By opening up a highly volatile political front in Kashmir, the security establishment has stretched its domestic political management capabilities dangerously thin. The old strategies of running proxy political parties and selectively distributing patronage are no longer effective in an era dominated by hyper-localized social media networks and severe, structural inflation.
When basic food items and utility bills become entirely unaffordable, the traditional state appeals to abstract national security priorities completely lose their coercive power over a population.

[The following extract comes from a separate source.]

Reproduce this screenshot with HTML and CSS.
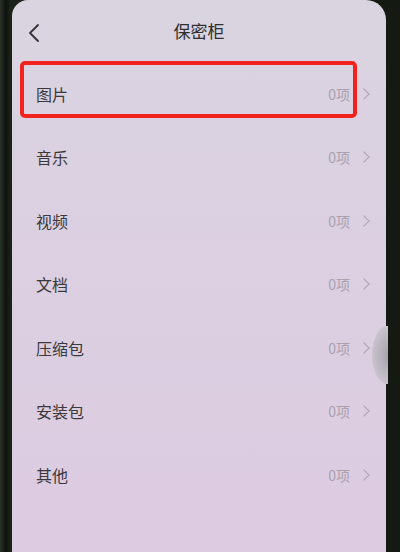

The Collapse of External Policy
The long-term geopolitical costs of these internal crackdowns will be felt most acutely in Islamabad's international diplomacy. For decades, Pakistan’s entire foreign policy infrastructure has been built around presenting itself as the global defender of Kashmiri self-determination on international stages like the United Nations.
This diplomatic stance depends on maintaining a pristine, contrasting image of the territory under its own administrative control. The state has consistently tried to present its side of the Line of Control as a prosperous, autonomous region enjoying full democratic liberties.
The visible presence of paramilitary forces patrolling the streets of Rawalakot, the cutting of local internet lines, and the fatal shooting of local civil demonstrators completely shatters this carefully constructed diplomatic image. It is impossible to effectively campaign against governance conditions across the border when your own administration is using combat forces to collect utility bills from an impoverished population.
The political leadership in Islamabad now faces a deeply uncomfortable reality. The most significant threat to their traditional policy positions no longer stems from external pressure, but from the domestic populations who refuse to live quietly inside a historical myth.